Comme elle avait en face d’elle une majorité d’étudiant-e-s venus de différents pays et continents, elle souligna que le Luxembourg avait été depuis toujours un pays d’accueil, ouvert aux étrangers. Elle en voulut pour preuve la présence et la vie ensemble de gens de diverses nationalités et cultures dans son quartier et sa rue d’une ville du Bassin minier dans l’après-guerre: luxembourgeoise, allemande, française, italienne, russe …

Elle avait à la fois raison et tort. Elle avait raison dans ce sens que les villes du Bassin minier luxembourgeois et lorrain sont depuis longtemps des espaces qu’on peut étudier par le concept de „convivialité“ avancé par le sociologue et historien anglais Paul Gilroy, des lieux de vie „in which cultures, histories, and structures of feeling, previously separated by enormous distances, could be found in the same place, the same time: school, bus, café, cell, waiting room, or traffic jam“ (After Empire: Melancholia or Convivial Culture?, London, 2004).
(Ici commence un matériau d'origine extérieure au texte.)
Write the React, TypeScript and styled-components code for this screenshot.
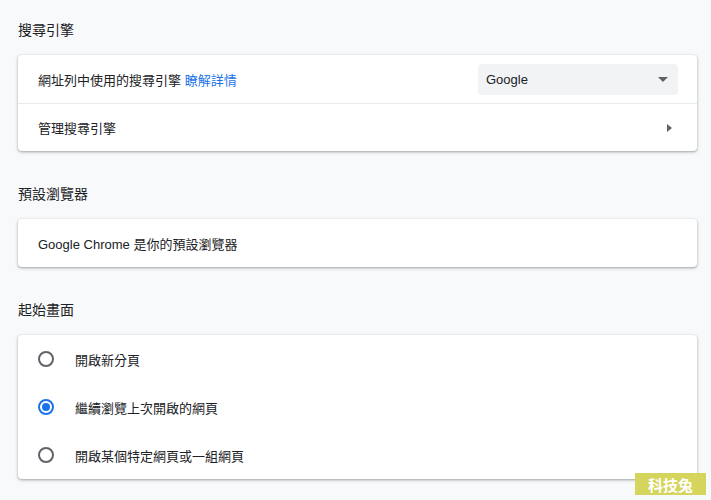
import styled, { createGlobalStyle } from 'styled-components';

const GlobalStyle = createGlobalStyle`
  html, body {
    margin: 0;
    padding: 0;
    background: #f8f9fa;
  }
  body {
    font-family: "Liberation Sans", "Noto Sans CJK TC", sans-serif;
    color: #202124;
    font-size: 13px;
  }
`;

const Page = styled.div`
  display: flex;
  flex-direction: column;
  gap: 16px;
  padding: 3px 14px 20px 18px;
  min-height: 500px;
  box-sizing: border-box;
`;

const Section = styled.section`
  display: flex;
  flex-direction: column;
`;

const Heading = styled.h2`
  margin: 0;
  height: 52px;
  display: flex;
  align-items: center;
  font-size: 14px;
  font-weight: 400;
  color: #202124;
`;

const Card = styled.div`
  background: #fff;
  border-radius: 4px;
  box-shadow: 0 1px 2px rgba(60, 64, 67, 0.3), 0 1px 3px 1px rgba(60, 64, 67, 0.15);
`;

const Row = styled.div<{ $divider?: boolean }>`
  height: 48px;
  display: flex;
  align-items: center;
  padding: 0 20px;
  box-sizing: border-box;
  border-top: ${(p) => (p.$divider ? '1px solid #e8eaed' : 'none')};
`;

const Label = styled.span`
  flex: 1;
`;

const Link = styled.a`
  color: #1a73e8;
  text-decoration: none;
`;

const Select = styled.div`
  width: 200px;
  height: 31px;
  border-radius: 4px;
  background: #f1f3f4;
  display: flex;
  align-items: center;
  justify-content: space-between;
  padding: 0 10px 0 8px;
  box-sizing: border-box;
  margin-right: -1px;
`;

const DownArrow = styled.span`
  width: 0;
  height: 0;
  border-left: 5px solid transparent;
  border-right: 5px solid transparent;
  border-top: 5px solid #5f6368;
`;

const RightArrow = styled.span`
  width: 0;
  height: 0;
  border-top: 4.5px solid transparent;
  border-bottom: 4.5px solid transparent;
  border-left: 5px solid #5f6368;
  margin-right: 5px;
`;

const RadioRow = styled(Row)`
  gap: 21px;
`;

const Radio = styled.span<{ $checked?: boolean }>`
  width: 16px;
  height: 16px;
  border-radius: 50%;
  box-sizing: border-box;
  border: 2px solid ${(p) => (p.$checked ? '#1a73e8' : '#5f6368')};
  display: flex;
  align-items: center;
  justify-content: center;
  &::after {
    content: '';
    width: 8px;
    height: 8px;
    border-radius: 50%;
    background: ${(p) => (p.$checked ? '#1a73e8' : 'transparent')};
  }
`;

const Watermark = styled.div`
  position: absolute;
  left: 635px;
  top: 473px;
  width: 71px;
  height: 22px;
  background: #d5d45c;
  color: #fff;
  font-family: "Noto Sans CJK TC", sans-serif;
  font-weight: 700;
  font-size: 15px;
  display: flex;
  align-items: center;
  justify-content: center;
  letter-spacing: 0;
`;

const startupOptions = [
  { label: '開啟新分頁', checked: false },
  { label: '繼續瀏覽上次開啟的網頁', checked: true },
  { label: '開啟某個特定網頁或一組網頁', checked: false },
];

const App = () => {
  return (
    <>
      <GlobalStyle />
      <Page>
        <Section>
          <Heading>搜尋引擎</Heading>
          <Card>
            <Row>
              <Label>
                網址列中使用的搜尋引擎 <Link href="#">瞭解詳情</Link>
              </Label>
              <Select>
                <span>Google</span>
                <DownArrow />
              </Select>
            </Row>
            <Row $divider>
              <Label>管理搜尋引擎</Label>
              <RightArrow />
            </Row>
          </Card>
        </Section>
        <Section>
          <Heading>預設瀏覽器</Heading>
          <Card>
            <Row>
              <Label>Google Chrome 是你的預設瀏覽器</Label>
            </Row>
          </Card>
        </Section>
        <Section>
          <Heading>起始畫面</Heading>
          <Card>
            {startupOptions.map((option) => (
              <RadioRow key={option.label}>
                <Radio $checked={option.checked} />
                <Label>{option.label}</Label>
              </RadioRow>
            ))}
          </Card>
        </Section>
      </Page>
      <Watermark>科技兔</Watermark>
    </>
  );
};

export default App;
Elle avait tort dans ce sens qu’elle suggérait que l’ouverture était l’attitude générale de la population voire des autorités luxembourgeoises à l’égard des étrangers.

Dans son exposé au colloque sur „Ces Italies qui respirent au Luxembourg et dans la Grande Région“ du 30 novembre 2022 à l’Université du Luxembourg, Vincent Artuso présenta une période où l’attitude à l’égard notamment des Italiens était caractérisée par le contraire, du moins de la part des autorités luxembourgeoises comme des autorités d’occupation allemandes, celle des années 1930 aux années 1950. Une attitude résumée par le titre de l’exposé: „Indésirables, mais indispensables“.

Artuso a rappelé d’un côté, comme je l’ai fait lors des premiers volets de cette série sur l’immigration italienne, que la communauté italienne était dans l’entre-deux-guerres une communauté très diverse, regroupant des gens de passage, mais aussi des familles enracinées depuis deux voire trois générations, une majorité d’ouvriers, mais aussi une classe moyenne en gestation, avec ses commerçants, ses entrepreneurs, ses artisans, une communauté imprégnant la „convivialité“ dans la capitale et dans le Bassin minier par ses associations sociales, culturelles et sportives, par ses cafés, par ses fêtes et manifestations …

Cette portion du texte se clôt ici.